The Mesozoic rift is orientated north-south. It is cut by major NW-SE cross faults and opened in the Jurassic from the south by progressive downfaulting of blocks. The combined effect of the tectonism and of eustatic sea-level changes was a stepwise basin extension and submergence of the rifted basin. Triassic rift deposition was mainly continental and the Triassic-Jurassic boundary was characterized by a change from arid to humid climate and from continental to marine deposition. During Jurassic time the environments changed from a tidal bay over a shallow siliciclastic shelf sea to a wide muddy shelf. An important tectonic episode at the Jurassic-Cretaceous boundary resulted in fragmentation and collapse of the shelf by antithetic block-faulting, and coalescent submarine fans were formed along the fault scarps.
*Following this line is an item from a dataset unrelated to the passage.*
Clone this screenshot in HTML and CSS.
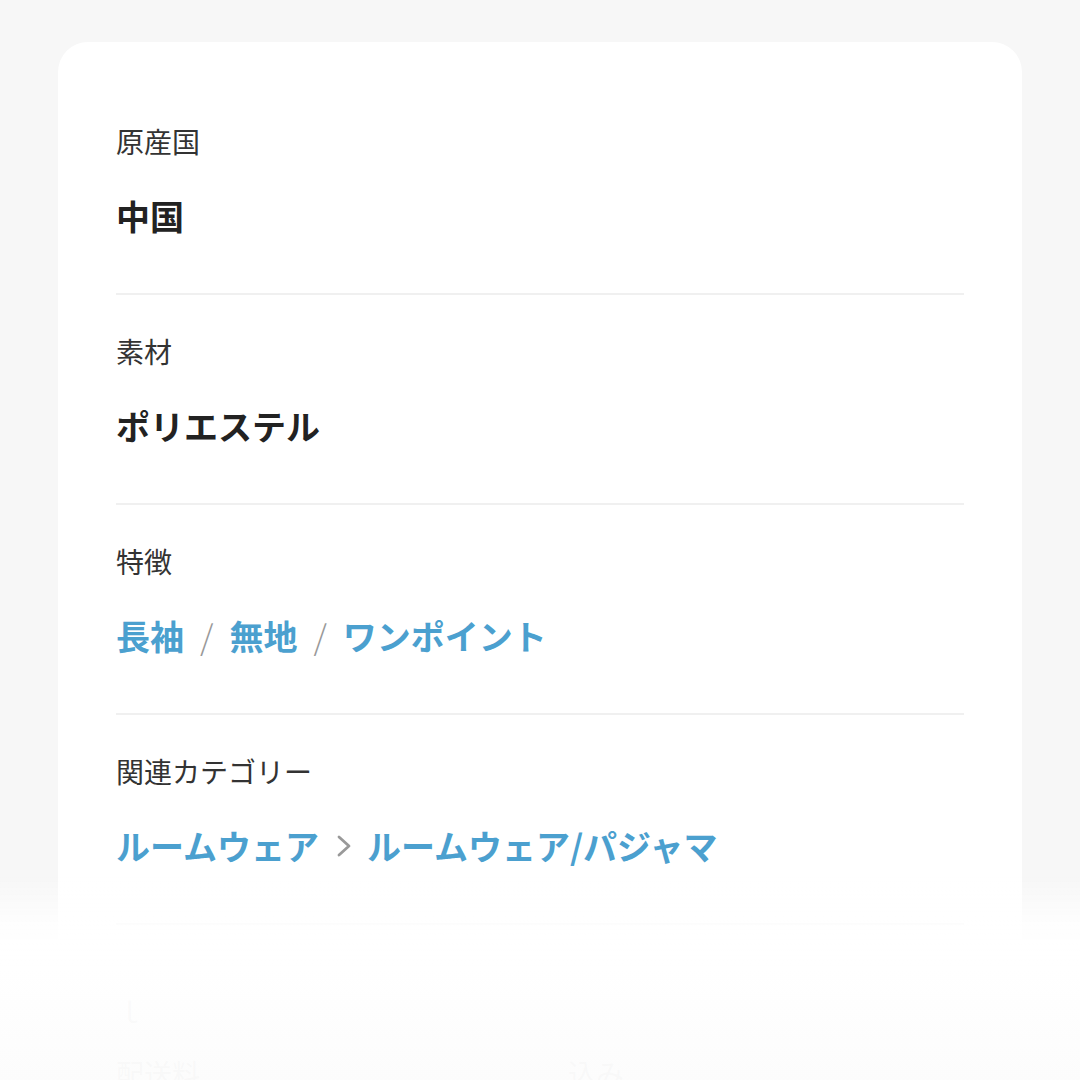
FILE: index.html
```html
<!DOCTYPE html>
<html lang="ja">
<head>
  <meta charset="UTF-8" />
  <meta name="viewport" content="width=device-width, initial-scale=1.0"/>
  <title>商品の情報</title>
  <link rel="stylesheet" href="styles.css">
</head>
<body>

<div class="card">
  <div class="row">
    <div class="label">原産国</div>
    <div class="value">中国</div>
  </div>

  <div class="row">
    <div class="label">素材</div>
    <div class="value">ポリエステル</div>
  </div>

  <div class="row">
    <div class="label">特徴</div>
    <div class="value">
      <a class="link" href="#">長袖</a><span class="sep">/</span><a class="link" href="#">無地</a><span class="sep">/</span><a class="link" href="#">ワンポイント</a>
    </div>
  </div>

  <div class="row">
    <div class="label">関連カテゴリー</div>
    <div class="value">
      <a class="link" href="#">ルームウェア</a>
      <svg class="chevron" viewBox="0 0 16 24" width="16" height="24">
        <path d="M3 3 L13 12 L3 21" fill="none" stroke="#999" stroke-width="2.8" stroke-linecap="round" stroke-linejoin="round"/>
      </svg>
      <a class="link" href="#">ルームウェア/パジャマ</a>
    </div>
  </div>

  <div class="row last">
    <div class="label">ｌ</div>
    <div class="value split">
      <span class="faint">配送料</span>
      <span class="faint">込み</span>
    </div>
  </div>

  <div class="fade"></div>
</div>

</body>
</html>
```

FILE: styles.css
```css
body {
  margin: 0;
  background: #f7f7f7;
  font-family: "Noto Sans CJK JP", "Noto Sans", sans-serif;
  color: #333;
}
.card {
  margin: 42px 58px 0;
  background: #fff;
  border-radius: 30px 30px 0 0;
  padding: 43px 58px 0;
  height: 1000px;
  overflow: hidden;
}
.row {
  padding: 36px 0 53px;
  border-bottom: 2px solid #f0f0f0;
}
.row.last {
  padding-top: 66px;
  border-bottom: none;
}
.label {
  font-size: 28px;
  line-height: 40px;
  color: #333;
}
.value {
  margin-top: 31px;
  font-size: 34px;
  line-height: 48px;
  font-weight: 700;
  color: #222;
  display: flex;
  align-items: center;
}
.link {
  color: #4ba0cf;
  text-decoration: none;
}
.sep {
  color: #999;
  font-weight: 300;
  margin: 0 16px;
}
.chevron {
  margin: 0 15px 0 17px;
}
.split {
  margin-top: 18px;
  justify-content: space-between;
  padding-right: 340px;
  font-weight: 400;
  font-size: 28px;
}
.faint {
  color: #333;
}
.fade {
  position: fixed;
  left: 0;
  right: 0;
  bottom: 0;
  height: 205px;
  background: linear-gradient(rgba(255,255,255,0), rgba(255,255,255,0.85) 25%, rgba(255,255,255,0.98) 45%, rgba(252,252,252,0.98));
}
```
The Aptian sea transgressed an irregularly erosional relief surface and the remaining part of Cretaceous time was characterized by outer shelf and slope mudstones interrupted by deposition of coarser elastics during periods of block faulting. The Tertiary rocks comprise pre-drift sediments overlain by 1-7 km of late Paleocene basaltic lavas extruded immediately prior to active spreading. Subsequent subsidence of the shelf led to accumulation of 2-8 km of post-basaltic sediments offshore whereas the land area was uplifted 1-2 km. Initiation of spreading along the Kolbeinsey Ridge during late Oligocene time was accompanied by renewed tectonism within the middle part of the margin. Finally the shelf was characterized by strong progradation during Miocene time.